Director: Jessica Swale, Shoebox Films, PG 99 Minutes.

Making her directorial debut is award-winning English playwright Jessica Swale with her poignant war drama of a reclusive writer resigned to a solitary life outside the seaside cliffs of Southern England as World War II rages across the channel.

While a youthful Alice (Gemma Arterton – ‘Gemma Bovery’) hammers away on her manual typewriter she is interrupted by a lady at the front door who is determined that Alice take in a school boy named Frank (Lucas Bond – ‘Slumber’), an evacuee from London’s Blitz.

At first reluctant to take the young boy Alice eventually relents to him staying but only for a few days provided he does not interfere with her writing about the pagan Summerland and the mythical castle in the sky.

Unused to having anyone else in her home Alice notes that Frank needs to further his studies and agrees to accompany him to his new school where he is introduced to Mr. Sullivan (Tom Courtney – ‘45 Years’) the veteran headmaster.

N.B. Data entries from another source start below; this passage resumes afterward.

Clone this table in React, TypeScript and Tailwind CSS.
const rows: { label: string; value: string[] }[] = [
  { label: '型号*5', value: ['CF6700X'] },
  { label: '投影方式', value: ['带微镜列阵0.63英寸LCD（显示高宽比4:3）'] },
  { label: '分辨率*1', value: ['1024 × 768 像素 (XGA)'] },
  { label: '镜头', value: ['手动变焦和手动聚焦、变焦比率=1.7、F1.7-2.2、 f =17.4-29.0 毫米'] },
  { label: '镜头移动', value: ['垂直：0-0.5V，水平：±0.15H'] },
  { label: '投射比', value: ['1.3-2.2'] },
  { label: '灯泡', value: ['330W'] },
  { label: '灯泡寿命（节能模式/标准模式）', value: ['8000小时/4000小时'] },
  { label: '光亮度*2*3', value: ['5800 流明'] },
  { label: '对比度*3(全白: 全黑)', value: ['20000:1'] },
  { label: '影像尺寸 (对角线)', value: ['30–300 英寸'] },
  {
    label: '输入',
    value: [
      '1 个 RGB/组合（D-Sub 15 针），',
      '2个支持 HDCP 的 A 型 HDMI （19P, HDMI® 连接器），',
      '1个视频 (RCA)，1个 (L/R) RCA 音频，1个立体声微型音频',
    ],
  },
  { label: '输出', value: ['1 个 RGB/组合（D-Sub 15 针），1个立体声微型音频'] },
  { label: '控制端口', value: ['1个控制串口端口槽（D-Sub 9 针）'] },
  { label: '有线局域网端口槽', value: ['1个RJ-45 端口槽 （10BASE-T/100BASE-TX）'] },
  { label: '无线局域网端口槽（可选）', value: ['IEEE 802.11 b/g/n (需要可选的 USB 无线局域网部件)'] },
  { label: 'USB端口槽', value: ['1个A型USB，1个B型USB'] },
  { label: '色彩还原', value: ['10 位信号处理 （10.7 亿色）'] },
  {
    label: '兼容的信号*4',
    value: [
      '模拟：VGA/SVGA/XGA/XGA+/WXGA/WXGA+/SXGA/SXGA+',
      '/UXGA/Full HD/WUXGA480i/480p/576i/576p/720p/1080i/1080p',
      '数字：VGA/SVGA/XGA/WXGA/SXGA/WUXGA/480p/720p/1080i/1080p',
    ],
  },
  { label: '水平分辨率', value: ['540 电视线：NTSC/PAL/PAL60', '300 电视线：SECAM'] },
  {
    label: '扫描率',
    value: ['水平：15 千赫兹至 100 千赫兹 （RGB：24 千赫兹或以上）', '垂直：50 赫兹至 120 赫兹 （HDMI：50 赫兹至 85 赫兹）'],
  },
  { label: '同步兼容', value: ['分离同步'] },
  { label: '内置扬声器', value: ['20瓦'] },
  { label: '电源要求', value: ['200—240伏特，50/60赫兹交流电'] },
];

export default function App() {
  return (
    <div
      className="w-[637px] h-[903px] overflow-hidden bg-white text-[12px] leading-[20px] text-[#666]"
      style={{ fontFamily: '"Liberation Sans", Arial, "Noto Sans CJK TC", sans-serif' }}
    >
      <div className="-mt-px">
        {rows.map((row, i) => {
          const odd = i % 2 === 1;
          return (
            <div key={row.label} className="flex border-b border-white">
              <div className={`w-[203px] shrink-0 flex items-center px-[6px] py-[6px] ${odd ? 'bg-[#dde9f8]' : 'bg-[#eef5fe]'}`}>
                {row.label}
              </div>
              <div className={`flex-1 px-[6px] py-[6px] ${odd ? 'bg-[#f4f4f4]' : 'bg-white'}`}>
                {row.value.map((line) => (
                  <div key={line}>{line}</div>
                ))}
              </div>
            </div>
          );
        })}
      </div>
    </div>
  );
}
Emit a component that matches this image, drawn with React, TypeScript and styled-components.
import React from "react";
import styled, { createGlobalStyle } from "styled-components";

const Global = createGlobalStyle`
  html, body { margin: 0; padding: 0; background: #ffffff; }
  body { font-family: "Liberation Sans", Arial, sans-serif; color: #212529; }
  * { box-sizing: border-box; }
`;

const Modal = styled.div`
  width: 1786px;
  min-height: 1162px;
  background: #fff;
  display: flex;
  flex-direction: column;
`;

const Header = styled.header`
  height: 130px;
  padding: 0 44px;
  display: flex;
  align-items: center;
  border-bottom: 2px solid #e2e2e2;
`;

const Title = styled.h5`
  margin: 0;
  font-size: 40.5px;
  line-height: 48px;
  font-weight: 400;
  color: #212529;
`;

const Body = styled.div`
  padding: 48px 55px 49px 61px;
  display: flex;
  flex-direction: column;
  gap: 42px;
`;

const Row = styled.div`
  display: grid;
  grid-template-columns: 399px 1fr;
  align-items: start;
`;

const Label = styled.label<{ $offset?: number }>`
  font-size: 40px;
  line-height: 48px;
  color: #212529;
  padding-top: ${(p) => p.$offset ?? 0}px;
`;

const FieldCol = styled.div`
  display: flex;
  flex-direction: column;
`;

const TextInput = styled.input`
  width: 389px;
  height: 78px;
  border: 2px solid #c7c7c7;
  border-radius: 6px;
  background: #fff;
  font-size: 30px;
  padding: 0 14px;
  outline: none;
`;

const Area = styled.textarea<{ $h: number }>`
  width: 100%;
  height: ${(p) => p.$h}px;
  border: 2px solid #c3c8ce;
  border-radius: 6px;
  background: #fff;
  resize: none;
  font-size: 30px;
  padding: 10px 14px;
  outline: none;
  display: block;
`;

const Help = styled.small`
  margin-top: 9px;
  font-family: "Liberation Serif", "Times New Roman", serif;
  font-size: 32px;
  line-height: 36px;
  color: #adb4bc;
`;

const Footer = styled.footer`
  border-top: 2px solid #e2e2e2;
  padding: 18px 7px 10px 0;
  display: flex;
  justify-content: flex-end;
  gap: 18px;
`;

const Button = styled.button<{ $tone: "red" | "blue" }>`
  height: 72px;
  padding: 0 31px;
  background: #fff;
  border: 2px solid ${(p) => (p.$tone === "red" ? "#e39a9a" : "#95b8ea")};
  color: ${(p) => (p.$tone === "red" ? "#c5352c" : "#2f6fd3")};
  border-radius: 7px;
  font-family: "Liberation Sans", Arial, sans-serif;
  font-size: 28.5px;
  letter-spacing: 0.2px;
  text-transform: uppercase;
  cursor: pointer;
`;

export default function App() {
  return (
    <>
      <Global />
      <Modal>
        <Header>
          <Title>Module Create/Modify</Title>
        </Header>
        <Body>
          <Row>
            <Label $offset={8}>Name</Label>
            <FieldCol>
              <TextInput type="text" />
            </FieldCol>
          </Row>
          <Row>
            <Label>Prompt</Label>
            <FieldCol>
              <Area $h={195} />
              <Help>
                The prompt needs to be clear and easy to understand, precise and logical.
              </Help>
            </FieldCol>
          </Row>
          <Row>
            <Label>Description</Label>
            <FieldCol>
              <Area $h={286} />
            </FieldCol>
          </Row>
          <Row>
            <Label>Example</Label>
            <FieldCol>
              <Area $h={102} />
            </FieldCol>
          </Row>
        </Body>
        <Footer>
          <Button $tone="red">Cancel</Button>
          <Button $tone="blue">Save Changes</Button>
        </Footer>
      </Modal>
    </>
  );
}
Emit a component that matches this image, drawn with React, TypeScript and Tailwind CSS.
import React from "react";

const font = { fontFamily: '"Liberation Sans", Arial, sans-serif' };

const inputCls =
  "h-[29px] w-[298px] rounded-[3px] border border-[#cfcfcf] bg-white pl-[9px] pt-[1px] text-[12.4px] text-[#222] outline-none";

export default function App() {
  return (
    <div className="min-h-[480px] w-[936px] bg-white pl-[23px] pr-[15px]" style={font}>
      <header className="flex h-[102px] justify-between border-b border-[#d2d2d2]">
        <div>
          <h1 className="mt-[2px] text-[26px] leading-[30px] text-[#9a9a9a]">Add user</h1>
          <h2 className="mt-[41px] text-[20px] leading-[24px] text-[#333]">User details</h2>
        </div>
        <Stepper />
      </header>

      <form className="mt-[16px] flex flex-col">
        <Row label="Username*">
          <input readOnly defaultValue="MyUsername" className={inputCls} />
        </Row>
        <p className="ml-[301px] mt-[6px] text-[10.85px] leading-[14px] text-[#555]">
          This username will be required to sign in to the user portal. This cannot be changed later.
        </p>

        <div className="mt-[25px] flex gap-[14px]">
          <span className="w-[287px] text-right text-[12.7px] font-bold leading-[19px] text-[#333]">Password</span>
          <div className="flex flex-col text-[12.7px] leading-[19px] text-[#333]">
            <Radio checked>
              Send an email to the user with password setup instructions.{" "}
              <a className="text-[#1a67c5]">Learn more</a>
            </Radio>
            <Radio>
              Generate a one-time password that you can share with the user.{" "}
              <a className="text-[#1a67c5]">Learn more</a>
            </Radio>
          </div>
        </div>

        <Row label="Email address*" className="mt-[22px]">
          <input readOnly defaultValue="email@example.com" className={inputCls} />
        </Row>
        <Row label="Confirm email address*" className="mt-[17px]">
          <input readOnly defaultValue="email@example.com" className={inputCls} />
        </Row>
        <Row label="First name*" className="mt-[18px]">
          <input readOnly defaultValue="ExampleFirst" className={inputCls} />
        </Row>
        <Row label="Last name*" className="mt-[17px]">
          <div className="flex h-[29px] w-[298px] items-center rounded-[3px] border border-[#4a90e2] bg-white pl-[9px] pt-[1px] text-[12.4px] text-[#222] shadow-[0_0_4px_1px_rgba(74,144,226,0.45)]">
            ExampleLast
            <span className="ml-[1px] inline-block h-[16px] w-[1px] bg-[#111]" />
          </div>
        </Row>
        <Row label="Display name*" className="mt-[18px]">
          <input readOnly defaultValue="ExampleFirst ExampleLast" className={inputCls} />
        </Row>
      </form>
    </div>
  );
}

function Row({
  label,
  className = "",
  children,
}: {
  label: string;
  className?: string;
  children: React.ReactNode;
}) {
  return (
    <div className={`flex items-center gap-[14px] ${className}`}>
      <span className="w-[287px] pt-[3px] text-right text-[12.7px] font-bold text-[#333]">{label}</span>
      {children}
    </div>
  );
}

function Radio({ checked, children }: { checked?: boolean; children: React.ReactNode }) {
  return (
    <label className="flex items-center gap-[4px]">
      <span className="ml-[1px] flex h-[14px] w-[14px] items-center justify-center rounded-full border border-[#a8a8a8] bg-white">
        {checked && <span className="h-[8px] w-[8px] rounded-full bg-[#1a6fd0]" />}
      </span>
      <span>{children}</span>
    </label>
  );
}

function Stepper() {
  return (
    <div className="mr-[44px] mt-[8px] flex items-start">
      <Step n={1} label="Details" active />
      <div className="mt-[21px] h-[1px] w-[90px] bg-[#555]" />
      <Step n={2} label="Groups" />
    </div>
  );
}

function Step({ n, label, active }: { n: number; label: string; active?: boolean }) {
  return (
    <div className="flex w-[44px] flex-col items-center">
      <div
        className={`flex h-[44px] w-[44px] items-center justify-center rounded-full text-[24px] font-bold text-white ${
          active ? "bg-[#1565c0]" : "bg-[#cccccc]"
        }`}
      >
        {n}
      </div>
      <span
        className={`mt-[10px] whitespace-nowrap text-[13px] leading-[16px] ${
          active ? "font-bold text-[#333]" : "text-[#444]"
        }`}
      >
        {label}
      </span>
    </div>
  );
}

While Frank is being befriended by school friend Edie (Dixie Egerickx – ‘The Secret Garden’) Alice begins to experience a past flashback reminiscing about her intimate relationship with Vera (Gugu Mbatha Raw – ‘Miss Sloane’).

The drama reaches a certain climax with Alice receiving news of the death of Frank’s father (an air force pilot) but does not tell him until he learns of it from such people as Mr. Sullivan and Edie.

It is only later following Frank’s reunion with his mother, who turns out to be Vera, Alice comes to fully recognise the connection and emotions they have in common and recalls the many pleasant times they spent together at her seaside home.

Considering this is Swale’s first feature film she has crafted a highly emotional story that is slow in parts but enjoyable most of the time due to the message of hope conveyed during the trying times then and now.

Notwithstanding the brief but pleasing portrayals by Bond as Frank, Courtney as Mr. Sullivan and Gerick as Eddie it is Arterton who lights up the screen again in every scene with her stand-out performance as the younger Alice.